Aún más revelador es el análisis de los votos emitidos dentro del mismo proceso judicial. Las candidaturas para ministros de la SCJN recibieron significativamente más votos que aquellas para el Tribunal de Disciplina Judicial Federal. ¿Por qué, si eran elecciones celebradas en el mismo momento, en las mismas casillas, con boletas igualmente disponibles? Esto habla de una ciudadanía que no fue suficientemente informada, que no entendió —o no le fue explicado— qué implicaba votar por uno u otro órgano. Y si la democracia se basa en elecciones libres e informadas, la omisión deliberada de información puede ser tan nociva como la manipulación directa.

Y sin embargo, hay un hecho que no debe pasar desapercibido: la gran mayoría de los funcionarios de casilla que hicieron posible esta elección eran ciudadanos apartidistas. Atendieron el llamado del Instituto Nacional Electoral, confiaron en la importancia del proceso y ofrecieron su tiempo y compromiso para que todo se desarrollara con legalidad. Eso demuestra que, más allá de los partidos, sí hay una ciudadanía dispuesta a participar en los llamados democráticos. Pero también que esa ciudadanía merece más que una elección simulada; merece procesos claros, opciones reales y un voto que realmente cuente.

El riesgo de reducir la democracia a una narrativa épica, en la que todo gesto simbólico se convierte en prueba de legitimidad popular, es grande. Porque mientras celebramos la llegada de un ministro indígena a la Corte, corremos el peligro de normalizar que la puerta de entrada al Poder Judicial no sea el mérito ni la independencia, sino la bendición presidencial.

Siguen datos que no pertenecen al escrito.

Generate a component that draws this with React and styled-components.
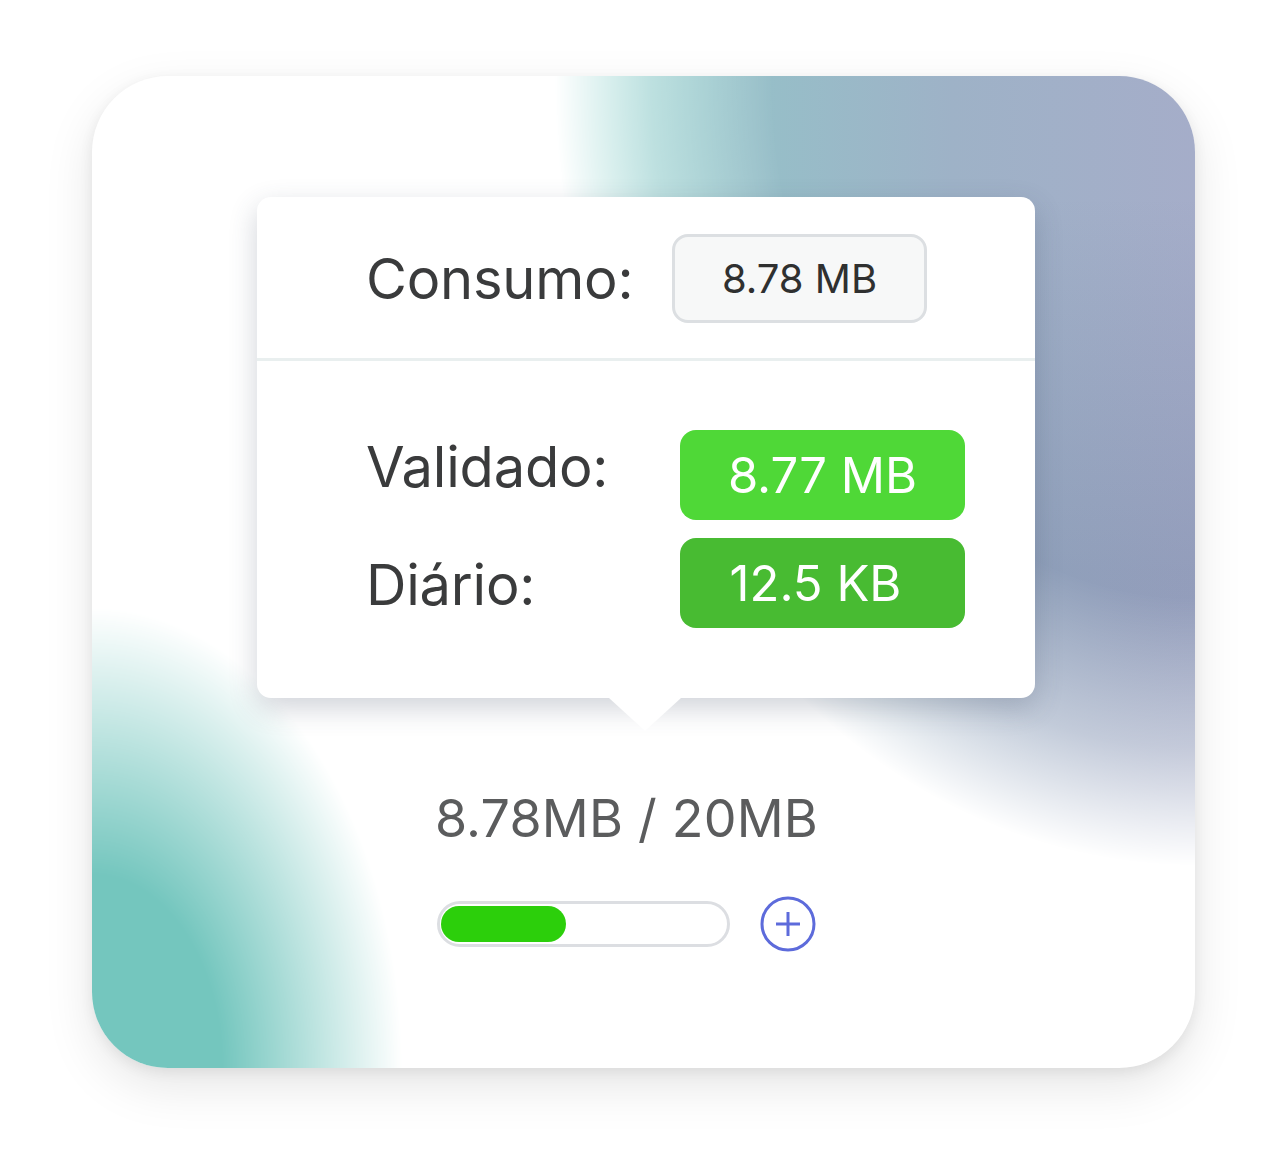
import React from "react";
import styled, { createGlobalStyle } from "styled-components";

const GlobalStyle = createGlobalStyle`
  html, body {
    margin: 0;
    padding: 0;
    background: #ffffff;
  }
  body {
    font-family: Inter, "Noto Sans", "Liberation Sans", sans-serif;
    -webkit-font-smoothing: antialiased;
  }
`;

const Page = styled.div`
  width: 1288px;
  height: 1176px;
  box-sizing: border-box;
  padding: 76px 0 0 92px;
`;

const Card = styled.div`
  position: relative;
  width: 1103px;
  height: 992px;
  border-radius: 76px;
  overflow: hidden;
  background: #ffffff;
  box-shadow: 0 18px 50px rgba(0, 0, 0, 0.1), 0 4px 14px rgba(0, 0, 0, 0.07);
  display: flex;
  flex-direction: column;
  align-items: center;
  padding-top: 121px;
  box-sizing: border-box;

  /* top-right blob */
  &::before {
    content: "";
    position: absolute;
    inset: 0;
    background:
      linear-gradient(180deg, rgba(60, 80, 120, 0) 12%, rgba(60, 80, 120, 0.17) 50%, rgba(60, 80, 120, 0.17) 72%, rgba(60, 80, 120, 0) 90%),
      linear-gradient(90deg, #7fcbc5 46%, #96bfc8 60%, #9eb2c7 78%, #a5adc9 100%);
    -webkit-mask-image: radial-gradient(ellipse 640px 790px at 100% 0%, #000 66%, rgba(0, 0, 0, 0.55) 85%, transparent 100%);
    mask-image: radial-gradient(ellipse 640px 790px at 100% 0%, #000 66%, rgba(0, 0, 0, 0.55) 85%, transparent 100%);
  }

  /* bottom-left blob */
  &::after {
    content: "";
    position: absolute;
    inset: 0;
    background: #74c6be;
    -webkit-mask-image: radial-gradient(ellipse 310px 460px at 0% 100%, #000 42%, transparent 100%);
    mask-image: radial-gradient(ellipse 310px 460px at 0% 100%, #000 42%, transparent 100%);
  }
`;

const Popup = styled.div`
  position: relative;
  z-index: 1;
  width: 778px;
  background: #ffffff;
  border-radius: 14px;
  box-shadow: 0 10px 28px rgba(60, 72, 96, 0.24);
  margin-left: 5px;

  &::after {
    content: "";
    position: absolute;
    left: 352px;
    bottom: -33px;
    border-left: 36px solid transparent;
    border-right: 36px solid transparent;
    border-top: 33px solid #ffffff;
  }
`;

const Header = styled.div`
  display: flex;
  align-items: center;
  padding: 37px 0 35px 109px;
  border-bottom: 3px solid #e9efef;
`;

const Label = styled.span`
  font-size: 56px;
  color: #3a3b3c;
  letter-spacing: -0.2px;
  width: ${(p) => p.$w}px;
  line-height: 1;
  transform: translateY(${(p) => p.$dy || 0}px);
`;

const PlainValue = styled.div`
  width: 255px;
  height: 89px;
  box-sizing: border-box;
  border: 3px solid #dcdfe2;
  border-radius: 16px;
  background: #f7f8f8;
  display: flex;
  align-items: center;
  justify-content: center;
  font-size: 40px;
  color: #2f3030;
`;

const Body = styled.div`
  display: grid;
  grid-template-columns: 314px 285px;
  row-gap: 18px;
  align-items: center;
  padding: 69px 0 70px 109px;
`;

const GreenValue = styled.div`
  height: 90px;
  border-radius: 16px;
  background: ${(p) => p.$bg};
  display: flex;
  align-items: center;
  justify-content: center;
  font-size: 49px;
  color: #ffffff;
  padding-right: ${(p) => p.$pr || 0}px;
`;

const Footer = styled.div`
  position: relative;
  z-index: 1;
  display: flex;
  flex-direction: column;
  align-items: center;
  margin-right: 34px;
  margin-top: 95px;
`;

const Total = styled.div`
  font-size: 52px;
  color: #5b5c5d;
  line-height: 1;
  letter-spacing: 0.2px;
`;

const BarRow = styled.div`
  display: flex;
  align-items: center;
  gap: 30px;
  margin-top: 51px;
`;

const Track = styled.div`
  width: 293px;
  height: 46px;
  box-sizing: border-box;
  border: 3px solid #dcdee2;
  border-radius: 23px;
  background: #ffffff;
  padding: 2px 1px;
  display: flex;
`;

const Fill = styled.div`
  height: 100%;
  border-radius: 20px;
  background: #2ccf0b;
`;

const PlusButton = styled.button`
  width: 56px;
  height: 56px;
  padding: 0;
  border: none;
  background: transparent;
  display: flex;
  align-items: center;
  justify-content: center;
  cursor: pointer;
`;

export default function App() {
  const used = 8.78;
  const total = 20;
  return (
    <>
      <GlobalStyle />
      <Page>
        <Card>
          <Popup>
            <Header>
              <Label $w={306}>Consumo:</Label>
              <PlainValue>8.78 MB</PlainValue>
            </Header>
            <Body>
              <Label $dy={-8}>Validado:</Label>
              <GreenValue $bg="#4fd837">8.77 MB</GreenValue>
              <Label $dy={2}>Diário:</Label>
              <GreenValue $bg="#48bb32" $pr={14}>12.5 KB</GreenValue>
            </Body>
          </Popup>
          <Footer>
            <Total>8.78MB / 20MB</Total>
            <BarRow>
              <Track>
                <Fill style={{ width: `${(used / total) * 100}%` }} />
              </Track>
              <PlusButton aria-label="Adicionar">
                <svg width="56" height="56" viewBox="0 0 56 56" fill="none">
                  <circle cx="28" cy="28" r="26" stroke="#5d6bdb" strokeWidth="3" />
                  <path d="M28 16v24M16 28h24" stroke="#5d6bdb" strokeWidth="3" />
                </svg>
              </PlusButton>
            </BarRow>
          </Footer>
        </Card>
      </Page>
    </>
  );
}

La inclusión importa, sí. Pero también importa cómo se construye. Y en este momento, lo que está en juego no es solo quién llega a la justicia, sino para quién trabajará una vez ahí. Porque si la independencia del Poder Judicial se sacrifica en nombre de la representación simbólica, habremos dado un paso atrás en lugar de avanzar.

El desafío está planteado. Y la ciudadanía ya demostró que está dispuesta a responder cuando se le convoca con seriedad y respeto. Ahora es el turno de las instituciones de estar a la altura.